Une énorme responsabilité pèse sur les hommes politiques : soit on continuera à se déchirer sur nos intérêts, soit on arrivera à les transcender au travers d'une cause et d'une espérance européennes – sachant qu'il faut tenir compte des perspectives ouvertes par le numérique. En France, on a déjà créé 750 000 emplois dans ce domaine, contre 500 000 pertes d'emplois industriels, ce dont personne ne parle. Le numérique va faire exploser nos politiques fiscales, d'affectation des ressources, de la relation au temps et à l'espace : il s'agit d'un formidable défi dans une société en métamorphose. L'Europe peut être la terre de l'innovation en la matière.
Par ailleurs, nous avons besoin d'avoir un gouvernement économique de la zone euro. Nous devons aussi mettre en oeuvre une relation importante avec les pays du sud et de l'est de la Méditerranée, où un cap de stabilité est nécessaire.
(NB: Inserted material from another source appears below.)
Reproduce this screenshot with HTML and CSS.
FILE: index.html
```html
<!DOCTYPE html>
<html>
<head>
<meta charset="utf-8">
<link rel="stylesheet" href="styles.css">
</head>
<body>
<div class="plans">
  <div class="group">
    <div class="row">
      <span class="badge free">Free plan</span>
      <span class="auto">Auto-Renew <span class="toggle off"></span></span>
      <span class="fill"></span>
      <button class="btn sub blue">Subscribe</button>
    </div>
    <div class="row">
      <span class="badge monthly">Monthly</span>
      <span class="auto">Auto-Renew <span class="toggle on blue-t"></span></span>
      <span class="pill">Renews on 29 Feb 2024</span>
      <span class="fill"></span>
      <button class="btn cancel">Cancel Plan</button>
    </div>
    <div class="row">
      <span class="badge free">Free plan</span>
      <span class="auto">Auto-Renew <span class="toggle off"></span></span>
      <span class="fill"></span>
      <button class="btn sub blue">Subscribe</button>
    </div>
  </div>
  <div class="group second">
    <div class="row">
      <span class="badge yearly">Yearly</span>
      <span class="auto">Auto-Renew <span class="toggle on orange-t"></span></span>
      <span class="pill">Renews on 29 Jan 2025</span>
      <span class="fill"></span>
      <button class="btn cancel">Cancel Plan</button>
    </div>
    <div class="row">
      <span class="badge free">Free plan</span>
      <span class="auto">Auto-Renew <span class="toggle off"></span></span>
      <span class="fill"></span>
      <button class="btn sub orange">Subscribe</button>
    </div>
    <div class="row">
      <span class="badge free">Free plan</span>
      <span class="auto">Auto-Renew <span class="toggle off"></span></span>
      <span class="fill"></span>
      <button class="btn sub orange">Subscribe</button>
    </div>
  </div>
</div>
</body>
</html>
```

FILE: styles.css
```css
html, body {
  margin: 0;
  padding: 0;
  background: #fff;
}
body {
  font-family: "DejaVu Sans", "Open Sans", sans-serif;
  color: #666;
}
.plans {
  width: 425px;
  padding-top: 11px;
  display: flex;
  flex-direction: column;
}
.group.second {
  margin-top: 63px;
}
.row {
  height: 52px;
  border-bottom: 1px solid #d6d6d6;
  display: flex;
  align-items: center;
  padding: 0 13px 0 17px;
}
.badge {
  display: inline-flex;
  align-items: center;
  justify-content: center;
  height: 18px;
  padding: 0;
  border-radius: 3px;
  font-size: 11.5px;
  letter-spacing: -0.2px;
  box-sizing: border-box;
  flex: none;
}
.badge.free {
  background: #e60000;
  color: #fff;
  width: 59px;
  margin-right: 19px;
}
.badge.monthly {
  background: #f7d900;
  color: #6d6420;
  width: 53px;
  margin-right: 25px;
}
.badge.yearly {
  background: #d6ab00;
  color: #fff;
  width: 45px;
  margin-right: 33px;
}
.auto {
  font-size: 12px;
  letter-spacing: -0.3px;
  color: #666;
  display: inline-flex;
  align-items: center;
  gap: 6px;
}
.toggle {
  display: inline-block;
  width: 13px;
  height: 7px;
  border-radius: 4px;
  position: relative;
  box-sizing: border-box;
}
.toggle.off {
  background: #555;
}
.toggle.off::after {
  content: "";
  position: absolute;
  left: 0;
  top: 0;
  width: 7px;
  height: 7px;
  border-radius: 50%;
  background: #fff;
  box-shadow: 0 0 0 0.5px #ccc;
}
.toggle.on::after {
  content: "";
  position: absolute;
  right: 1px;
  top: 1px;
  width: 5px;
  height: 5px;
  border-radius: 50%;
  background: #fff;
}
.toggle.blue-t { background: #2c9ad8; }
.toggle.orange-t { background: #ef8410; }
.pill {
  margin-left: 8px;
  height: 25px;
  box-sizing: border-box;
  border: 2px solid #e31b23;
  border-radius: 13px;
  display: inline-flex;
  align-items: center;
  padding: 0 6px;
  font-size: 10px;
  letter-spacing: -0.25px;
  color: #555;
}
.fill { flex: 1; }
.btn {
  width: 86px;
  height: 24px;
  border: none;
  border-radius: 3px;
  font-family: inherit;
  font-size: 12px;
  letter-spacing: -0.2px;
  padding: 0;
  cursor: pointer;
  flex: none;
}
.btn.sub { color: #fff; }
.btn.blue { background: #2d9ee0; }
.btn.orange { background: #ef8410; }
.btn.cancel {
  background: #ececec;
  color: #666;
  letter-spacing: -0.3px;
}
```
L'Égypte a 40 % de sa population ayant 2 euros par jour pour vivre et un budget déficitaire de 2 milliards d'euros par mois : si nous ne développons pas un marché commun autour de la Méditerranée, nous aurons non seulement des déstabilisations infra-européennes, avec des phénomènes de mobilité redoutables, mais aussi des instabilités majeures à nos frontières.
Nous avons donc la possibilité d'être une puissance en créant une synergie entre nos différences, ou bien de nous fragiliser par une forme de concurrence interne à l'Europe.
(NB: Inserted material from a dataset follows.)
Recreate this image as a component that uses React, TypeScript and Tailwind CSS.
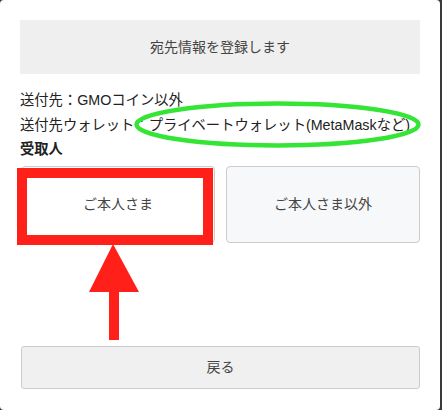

Pour finir, je précise que nous conduisons une action avec l'ambassadeur de France en Allemagne et l'ambassadrice de l'Allemagne en France pour essayer de créer des événements de rencontre entre les entreprises européennes françaises et les syndicats. Nous soutenons à cet égard le combat des syndicats allemands pour essayer d'harmoniser le SMIC.